Fireworks review – child actors light up Gaza crisis

Shakira Riddell-Morales and Yusuf Hofri in Fireworks
Psychic pretences … Shakira Riddell-Morales and Yusuf Hofri in Fireworks. Photograph: Tristram Kenton for the Guardian

Dalia Taha, a Palestinian poet and playwright, is not the first person to see that children are the ultimate victims of military conflict. But in this 90-minute play, she gives a vivid account of the psychic damage done to children growing up in a city like Gaza and of the elaborate pretences adopted by their parents to protect them from reality.

Taha’s focus is on two families who have refused the dangerous sanctuary of a shelter or school and eke out an existence in a deserted tenement. In particular, we see the effect this has on their offspring. The 11-year-old Lubna is told by her father that the falling bombs are fireworks and the overhead planes ambulances, but she still has a death fixation and is preoccupied with martyrdom. Her 12-year-old companion, Khalil, wears flashing red trainers and plays Ninja Turtle games with his mum, but is no less disturbed and displays a tendency towards violence. Taha’s point is clearly that any hope of normality is fractured in a military crisis and that, while children are the immediate victims, the besieged adults are enmeshed in their own web of pretence.

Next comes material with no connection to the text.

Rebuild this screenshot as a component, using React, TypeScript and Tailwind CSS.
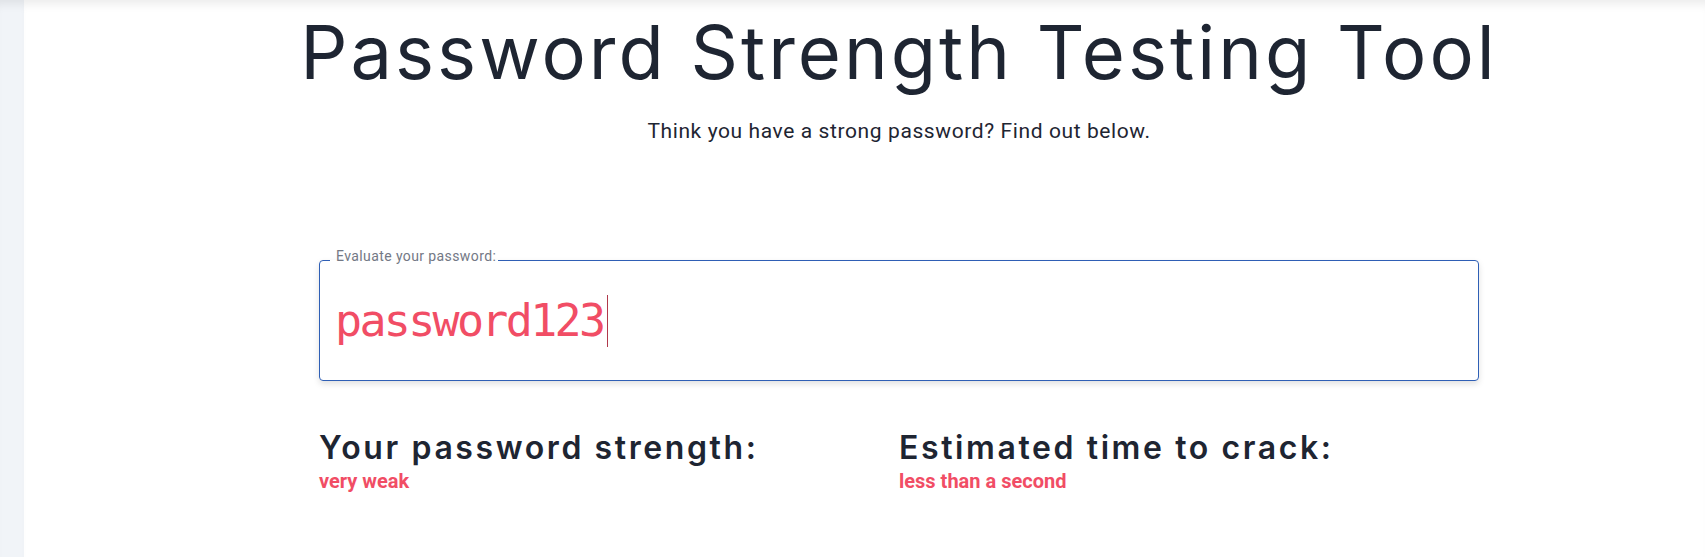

The play is at its best as a report from the front line of an unending conflict: it relaxes its grip only in the set-piece solo speeches where characters recount their dreams and nightmares. But the remarkable feature of Richard Twyman’s production in the Theatre Upstairs is the assurance of the two child actors (there are alternate casts on different nights). Shakira Riddell-Morales as Lubna suggests a shrewd awareness behind her seeming vulnerability, while Yusuf Hofri as Khalil shows how one product of a foreshortened childhood is a desire for retaliatory vengeance. Among the adults there are strong performances from Sirine Saba as a bereaved mother nursing her grief like a weapon, and from Shereen Martin as a woman coping with a deluded husband as well as a damaged son. Even if Taha’s play, translated by Clem Naylor, doesn’t deal directly with the political context, it offers a frighteningly convincing picture of the tragedy of lost innocence.